Советской социальной и гуманитарной науке, как самой цивилизации был присущ перекос в сторону развития. Каждое явление рассматривалось под углом зрения исторической обусловленности, из которой выводилась некая тенденция, непосредственно полагаемая в основу проектов будущего. Благодаря этому перекосу, революционный пафос марксизма налагался и на сам советский строй. Если, как полагали К. Маркс и Ф. Энгельс, в основе каждого общества находятся условия его будущего самоуничтожения, то и СССР не составляет исключения. Этому, конечно, не учили, но само общественное устройство, созданное в рамках историко-материалистического проекта с его классовой диалектикой, с его отчужденным от общества государством насилия и с его историзмом подталкивало к такому выводу любого наблюдательного человека. Оно и заставляло одних нацеливаться на революционное преобразование советской системы, а других противодействовать диссидентской романтике. Не учили, но человек воспитывался в духе революционизма, для которого цели и интересы сегодняшней жизни казались низменными и обыденно-мещанскими.
А после естественно произошедшей в 1991 г. новой революции, разрушившей советский строй почти единодушным движением всего революционно ориентированного народа, начался перекос в противоположную сторону, в повседневность. В стране утвердилось общество потребления, и сформировалось целое поколение, где большинство живет в повседневности и не умеет, а возможно, и не может мыслить о перспективах. Замечу, что в странах Запада, где, собственно говоря, и родилась идея повседневности и общества потребления, этот проект не реализовался в чистом виде потому, что там одновременно конкурируют друг с другом множество проектов. Он реализовался в постсоветской России, привыкшей всё объяснять с помощью одной-единственной «подлинно научной» философии. Повседневность преобразовала под себя образование, когда парикмахер и визажист оказались престижнее историка, физика и философа; науку, в которой отныне личный счет и коттедж вытеснили научный поиск; экономику, где материальное производство оказалось подмененным финансовым капиталом и дележкой бюджета, формирующегося от добычи сырья; искусство, где осознанный эпатаж заменил художественное творчество. Но без исторического и революционного взгляда на вещи нельзя быть креативным даже в собственном бизнесе, в котором этот взгляд превращается в инновацию.
Выход из общества тотального потребления наших дней я нахожу в том, что современность, а не повседневность, способна непрерывно генерировать новый, и всегда разный Модерн.
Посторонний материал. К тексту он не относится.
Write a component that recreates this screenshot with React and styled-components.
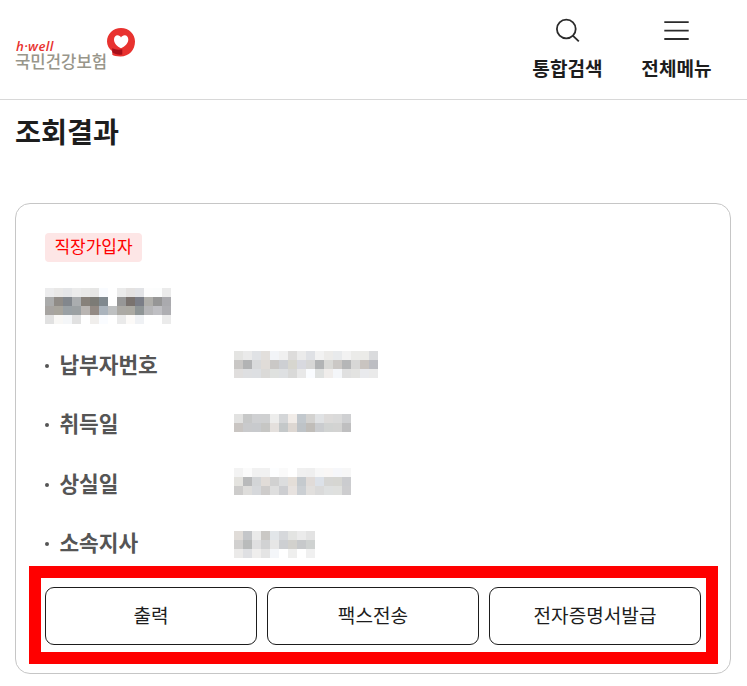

Именно в ней возможна человеческая свобода, обязательность и ответственность, и возможно творчество. Но для этого надо иметь философию современности как тотального, или, как говорит один мой аспирант4, «перманентного» процесса, по-баумановски текучего, но устойчивого именно в своей текучести. Современность – явление более емкое и глубокое, чем повседневность, оно включает в себя историю, правда, не как свою объективную предопределенность, а как миф о прошлом, историческую память, сумму предпосылок и как креативное отношение к будущему, проективное видение.
Я не призываю отказываться от историзма и революционизма. Более того, я убежден, что и Европа, и, само собою, Россия, сумеют найти новую перспективу, если первая восполнит свое сегодняшнее увлечение повседневностью собственным же исторически сложившимся Модерном, а вторая найдет, наконец, способ прописать в рамках модернизма прошлого – повседневность. Повседневность – альтернатива модерну, однако абстрактно друг от друга они губительны, только совместными усилиями оба подхода внушают оптимизм. Модерн – социален и исторически объективен, он формирует нации, Повседневность же индивидуальна и личностно субъективна, в ней появляются личности, но человек живет в обществе, а общество состоит из людей.